Typographics Scout Books 2018

 “Eighty-Two Good Spots”, a guide to the East Village for Tyographics 2018. Designed by Myunghee Kwon.

This year I worked more broadly on branding for the conference. The identity was based on gradient and variable fonts and I had to work within this theme for the newspaper. I was given a lot of creative freedom – my only limitation was that I had to use newsprint but that didn’t really restrict my creative process.


Lettering on the facade of the Foundation Building. Image via Myunghee Kwon.


Initially I planned to make another guide to New York City, expanding beyond the East Village this time. But in the end it felt redundant to make another guidebook.

Instead, I decided to create a map of historical details found around the Cooper Union’s Foundation Building, which first opened in 1859. The building has a rich and interesting history that includes Abraham Lincoln giving a speech in the Great Hall in 1860. 

Before this project, I was vaguely aware of interesting details around the building but I discovered many more during my research process.

For example, there are two stairwells leading down to the Great Hall – one wide and one narrow (shown below). The theory amongst students is that the wide one allows groups to converse about what they just heard in the hall, and the narrow one is for solitary contemplation.

stairwells at cooper union

Left: Two stairwells leading into the Great Hall. Right: Kwon's illustration from the newspaper.

I also found out that the Colonnade windows on the east and west sides of the building (shown below) were at one point retail storefronts, meant to provide an additional source of income to the fledgling institution during its early days.

colonnade cooper union

Left: Colonnade windows on the side of the Foundation Building. Right: Kwon's illustration from the newspaper.

I consulted some historical material about the building in the Architecture Archive at The Foundation Building. Steven Hillyer, director of the Architecture Archive, helped me with the contents and Sasha Tochilovsky [Curator of the Herb Lubalin Study Center of Design and Typography] gave me guidance and feedback on the design and copywriting as well.


This was my first experience using newspaper for a design project (before this, I’d only used it in drawing classes). To differentiate this guide from the book I made last year, I decided to present the map as a big fold-out poster on a single sheet of newsprint, using Newspaper Club’s digital tabloid.

Original 1944 ATF metal type sorts for Alpha-Blox

Original 1944 ATF metal type sorts for Alpha-Blox. Image via P22 Type Foundry.

I was inspired to use Alpha-Blox after discovering them in the letterpress printers at the Foundation Building (pictured below). I wasn’t very familiar with their use, I only knew that they were elements of letterpress printing and I was visually drawn to the pattern they could create.

foundry metal type alpha blox cooper union

Kwon was inspired to use Alpha Blox after discovering them in the letterpress printers at the Cooper Union. Image via the Cooper Union.

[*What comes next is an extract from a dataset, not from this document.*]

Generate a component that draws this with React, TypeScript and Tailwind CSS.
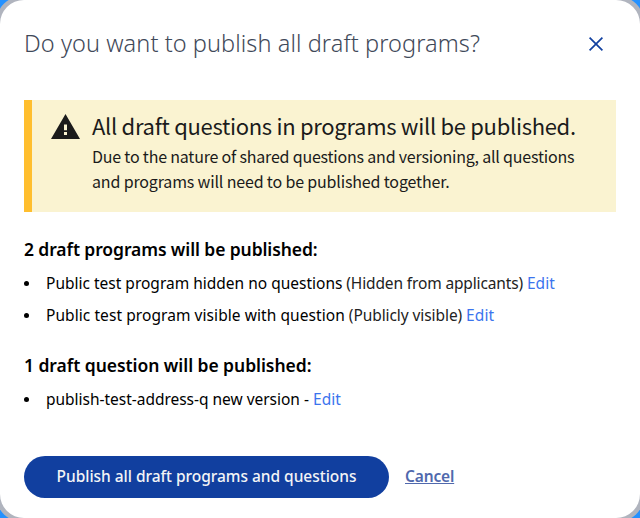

I used "P22 Blox" by P22 Type Foundry, designed by Richard Kegler, based on the American Type Founders 1944 modular metal type ornament system.

I started by moving the Alpha-Blox around on top of the reference pictures I had taken of historic details around the building. I used 73 individual Alpha-Blox and it took 51 hours to complete all the illustrations. 


Kwon arranged Alpha Blox over reference photos to create her illustrations. Image via Myunghee Kwon.

The most difficult illustration to create was the Cooper Union Clock (pictured below) – it was hard to make the circle look like a circle!


Left: Kwon's process illustrations for the Cooper Union Clock. Right: The final illustration in the newspaper.


It was great (and also a bit weird!) to see people actually holding my design at Typographics and their surprise when they found out that the illustrations were created with Alpha-Blox. Lots of people asked how long it took to make them.


Guide to historic details around the Cooper Union, designed by  Myunghee Kwon for the 2019 Typographics festival. Printed as a digital tabloid newspaper.

To be honest, I never really thought about the history of the building I spent so much time in when I was a student at the Cooper Union. I wish I’d done this project before I graduated so I could have appreciated all those little details more when I passed them by. Hopefully, I’ll be able to work with Typographics again next year and learn about even more!